From DailyTech: When Hewlett-Packard Comp. (HPQ) hired Léo Apotheker as its new CEO shortly after his firing from SAP AG (ETR:SAP) and cost his former employer $1B USD for allowing the theft of code from rival Oracle Corp. (ORCL), we warned that a rocky road could be ahead for the veteran PC maker. Sure enough, Mr. Apotheker lived up to the miserable expectations his history would suggest, punching his ticket to a second firing in just a year. Unfortunately that did not save HP from a sordid mess of missed financial targets and crackpot schemes such as Mr. Apotheker's plan to sell HP's core personal computer business.

Under the new leadership of former eBay, Inc. (EBAY) chief executive Meg Whitman, HP has slowly worked to unwind those plans and recover financially.

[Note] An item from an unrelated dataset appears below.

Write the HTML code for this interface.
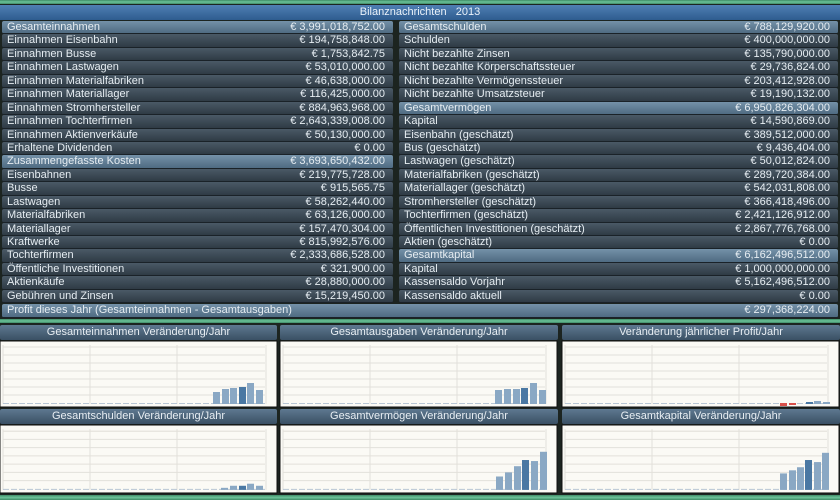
<!DOCTYPE html>
<html><head><meta charset="utf-8"><style>
*{margin:0;padding:0;box-sizing:border-box}
body{width:840px;height:500px;overflow:hidden;background:#1c2420;font-family:"Liberation Sans","DejaVu Sans",sans-serif;font-size:11px;color:#e6edf2;position:relative}
.green{position:absolute;left:0;width:840px;background:linear-gradient(#3f8a66,#6cc49a,#3f8a66)}
.title{position:absolute;left:0;top:5px;width:840px;height:15px;background:linear-gradient(#4f7fb3,#2e5c8f);text-align:center;line-height:15px;color:#eaf2fa}
.col{position:absolute;top:21px}
.r{height:13.45px;line-height:13px;margin-bottom:0;background:linear-gradient(#4a5966,#2f3b45);border-bottom:1px solid #1a2228;padding:0 8px 0 5px;display:flex;justify-content:space-between;white-space:nowrap;border-radius:2px}
.h{background:linear-gradient(#7491a8,#4f6b82)}
.ph{position:absolute;height:15px;line-height:15px;text-align:center;background:linear-gradient(#5e7890,#3a5064);color:#e8eef3;font-size:11px;border-radius:2px}
.pc{position:absolute;background:#fbfaf5;border:1px solid #111}
</style></head><body>
<div class="green" style="top:0;height:4px"></div>
<div class="title">Bilanznachrichten &nbsp; 2013</div>
<div class="col" style="left:2px;width:391px">
<div class="r h"><span>Gesamteinnahmen</span><span>€ 3,991,018,752.00</span></div>
<div class="r"><span>Einnahmen Eisenbahn</span><span>€ 194,758,848.00</span></div>
<div class="r"><span>Einnahmen Busse</span><span>€ 1,753,842.75</span></div>
<div class="r"><span>Einnahmen Lastwagen</span><span>€ 53,010,000.00</span></div>
<div class="r"><span>Einnahmen Materialfabriken</span><span>€ 46,638,000.00</span></div>
<div class="r"><span>Einnahmen Materiallager</span><span>€ 116,425,000.00</span></div>
<div class="r"><span>Einnahmen Stromhersteller</span><span>€ 884,963,968.00</span></div>
<div class="r"><span>Einnahmen Tochterfirmen</span><span>€ 2,643,339,008.00</span></div>
<div class="r"><span>Einnahmen Aktienverkäufe</span><span>€ 50,130,000.00</span></div>
<div class="r"><span>Erhaltene Dividenden</span><span>€ 0.00</span></div>
<div class="r h"><span>Zusammengefasste Kosten</span><span>€ 3,693,650,432.00</span></div>
<div class="r"><span>Eisenbahnen</span><span>€ 219,775,728.00</span></div>
<div class="r"><span>Busse</span><span>€ 915,565.75</span></div>
<div class="r"><span>Lastwagen</span><span>€ 58,262,440.00</span></div>
<div class="r"><span>Materialfabriken</span><span>€ 63,126,000.00</span></div>
<div class="r"><span>Materiallager</span><span>€ 157,470,304.00</span></div>
<div class="r"><span>Kraftwerke</span><span>€ 815,992,576.00</span></div>
<div class="r"><span>Tochterfirmen</span><span>€ 2,333,686,528.00</span></div>
<div class="r"><span>Öffentliche Investitionen</span><span>€ 321,900.00</span></div>
<div class="r"><span>Aktienkäufe</span><span>€ 28,880,000.00</span></div>
<div class="r"><span>Gebühren und Zinsen</span><span>€ 15,219,450.00</span></div>
</div>
<div class="col" style="left:399px;width:439px">
<div class="r h"><span>Gesamtschulden</span><span>€ 788,129,920.00</span></div>
<div class="r"><span>Schulden</span><span>€ 400,000,000.00</span></div>
<div class="r"><span>Nicht bezahlte Zinsen</span><span>€ 135,790,000.00</span></div>
<div class="r"><span>Nicht bezahlte Körperschaftssteuer</span><span>€ 29,736,824.00</span></div>
<div class="r"><span>Nicht bezahlte Vermögenssteuer</span><span>€ 203,412,928.00</span></div>
<div class="r"><span>Nicht bezahlte Umsatzsteuer</span><span>€ 19,190,132.00</span></div>
<div class="r h"><span>Gesamtvermögen</span><span>€ 6,950,826,304.00</span></div>
<div class="r"><span>Kapital</span><span>€ 14,590,869.00</span></div>
<div class="r"><span>Eisenbahn (geschätzt)</span><span>€ 389,512,000.00</span></div>
<div class="r"><span>Bus (geschätzt)</span><span>€ 9,436,404.00</span></div>
<div class="r"><span>Lastwagen (geschätzt)</span><span>€ 50,012,824.00</span></div>
<div class="r"><span>Materialfabriken (geschätzt)</span><span>€ 289,720,384.00</span></div>
<div class="r"><span>Materiallager (geschätzt)</span><span>€ 542,031,808.00</span></div>
<div class="r"><span>Stromhersteller (geschätzt)</span><span>€ 366,418,496.00</span></div>
<div class="r"><span>Tochterfirmen (geschätzt)</span><span>€ 2,421,126,912.00</span></div>
<div class="r"><span>Öffentlichen Investitionen (geschätzt)</span><span>€ 2,867,776,768.00</span></div>
<div class="r"><span>Aktien (geschätzt)</span><span>€ 0.00</span></div>
<div class="r h"><span>Gesamtkapital</span><span>€ 6,162,496,512.00</span></div>
<div class="r"><span>Kapital</span><span>€ 1,000,000,000.00</span></div>
<div class="r"><span>Kassensaldo Vorjahr</span><span>€ 5,162,496,512.00</span></div>
<div class="r"><span>Kassensaldo aktuell</span><span>€ 0.00</span></div>
</div>
<div class="r h" style="position:absolute;left:2px;top:304px;width:836px;height:14px"><span>Profit dieses Jahr (Gesamteinnahmen - Gesamtausgaben)</span><span>€ 297,368,224.00</span></div>
<div class="green" style="top:319px;height:4px"></div>
<div class="green" style="top:495px;height:5px"></div>

<div class="ph" style="left:0;top:325px;width:277px">Gesamteinnahmen Veränderung/Jahr</div>
<div class="ph" style="left:280px;top:325px;width:278px">Gesamtausgaben Veränderung/Jahr</div>
<div class="ph" style="left:562px;top:325px;width:278px">Veränderung jährlicher Profit/Jahr</div>
<div class="ph" style="left:0;top:409px;width:277px">Gesamtschulden Veränderung/Jahr</div>
<div class="ph" style="left:280px;top:409px;width:278px">Gesamtvermögen Veränderung/Jahr</div>
<div class="ph" style="left:562px;top:409px;width:278px">Gesamtkapital Veränderung/Jahr</div>

<svg width="840" height="500" style="position:absolute;left:0;top:0">
<defs>
<g id="grid">
<rect x="0" y="0" width="277" height="66" fill="#fbfaf5" stroke="#111" stroke-width="1"/>
<g stroke="#e2e0da" stroke-width="1">
<line x1="3" y1="6" x2="265" y2="6"/><line x1="3" y1="14" x2="265" y2="14"/><line x1="3" y1="22" x2="265" y2="22"/><line x1="3" y1="30" x2="265" y2="30"/><line x1="3" y1="38" x2="265" y2="38"/><line x1="3" y1="46" x2="265" y2="46"/><line x1="3" y1="54" x2="265" y2="54"/>
<line x1="3" y1="4" x2="3" y2="63"/><line x1="90" y1="4" x2="90" y2="63"/><line x1="177" y1="4" x2="177" y2="63"/><line x1="266" y1="4" x2="266" y2="63"/>
</g>
<line x1="3" y1="62.5" x2="265" y2="62.5" stroke="#b8c6d4" stroke-dasharray="6 2"/>
</g>
</defs>
<g transform="translate(0,341)"><use href="#grid"/>
<g fill="#8aa8c4"><rect x="213" y="51" width="7" height="12"/><rect x="222" y="48" width="7" height="15"/><rect x="230" y="47" width="7" height="16"/><rect x="247" y="42" width="7" height="21"/><rect x="256" y="49" width="7" height="14"/></g><rect x="239" y="46" width="7" height="17" fill="#4a78a3"/></g>
<g transform="translate(280,341)"><use href="#grid"/>
<g fill="#8aa8c4"><rect x="215" y="49" width="7" height="14"/><rect x="224" y="48" width="7" height="15"/><rect x="233" y="48" width="7" height="15"/><rect x="250" y="42" width="7" height="21"/><rect x="259" y="49" width="7" height="14"/></g><rect x="241" y="47" width="7" height="16" fill="#4a78a3"/></g>
<g transform="translate(562,341)"><use href="#grid"/>
<rect x="218" y="62" width="7" height="3" fill="#d9504a"/><rect x="227" y="62" width="7" height="2" fill="#d9504a"/>
<rect x="244" y="61" width="7" height="2" fill="#4a78a3"/><rect x="252" y="60" width="7" height="3" fill="#8aa8c4"/><rect x="261" y="61" width="7" height="2" fill="#8aa8c4"/></g>
<g transform="translate(0,425) scale(1,1.03)"><use href="#grid"/>
<g fill="#8aa8c4"><rect x="221" y="61" width="7" height="2"/><rect x="230" y="59" width="7" height="4"/><rect x="247" y="57" width="7" height="6"/><rect x="256" y="59" width="7" height="4"/></g><rect x="239" y="59" width="7" height="4" fill="#4a78a3"/></g>
<g transform="translate(280,425) scale(1,1.03)"><use href="#grid"/>
<g fill="#8aa8c4"><rect x="216" y="50" width="7" height="13"/><rect x="225" y="46" width="7" height="17"/><rect x="234" y="40" width="7" height="23"/><rect x="251" y="35" width="7" height="28"/><rect x="260" y="26" width="7" height="37"/></g><rect x="242" y="34" width="7" height="29" fill="#4a78a3"/></g>
<g transform="translate(562,425) scale(1,1.03)"><use href="#grid"/>
<g fill="#8aa8c4"><rect x="218" y="47" width="7" height="16"/><rect x="227" y="44" width="7" height="19"/><rect x="235" y="41" width="7" height="22"/><rect x="252" y="36" width="7" height="27"/><rect x="260" y="27" width="7" height="36"/></g><rect x="243" y="34" width="7" height="29" fill="#4a78a3"/></g>
</svg>
</body></html>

HP's recovery hit an expected bump in the road when it was forced to write off $10.8B USD from its acquisition of Plano, Texas-based Electronic Data Systems (EDS), a top information technology equipment company acquired during the Mark Hurd era for $13.9B USD.

The EDS hit is attributable to a variety of factors -- demand weakness in the IT sector, underlying structural issues at EDS, and the recent global recession. But a part of the failure is also arguably attributable to Mr. Apotheker's poor management which left the branded HP Enterprise Services struggling. HP is also moving away from the low-end corporate services that EDS specialized in.

With 300,000 employees, HP remains the world's largest maker of personal computers. But sliding revenue has forced the OEM to commit to the largest layoffs in its history. In its fiscal Q3 2012, it shed 4,000 jobs, part of 11,500 jobs it is expected to drop before the year's end.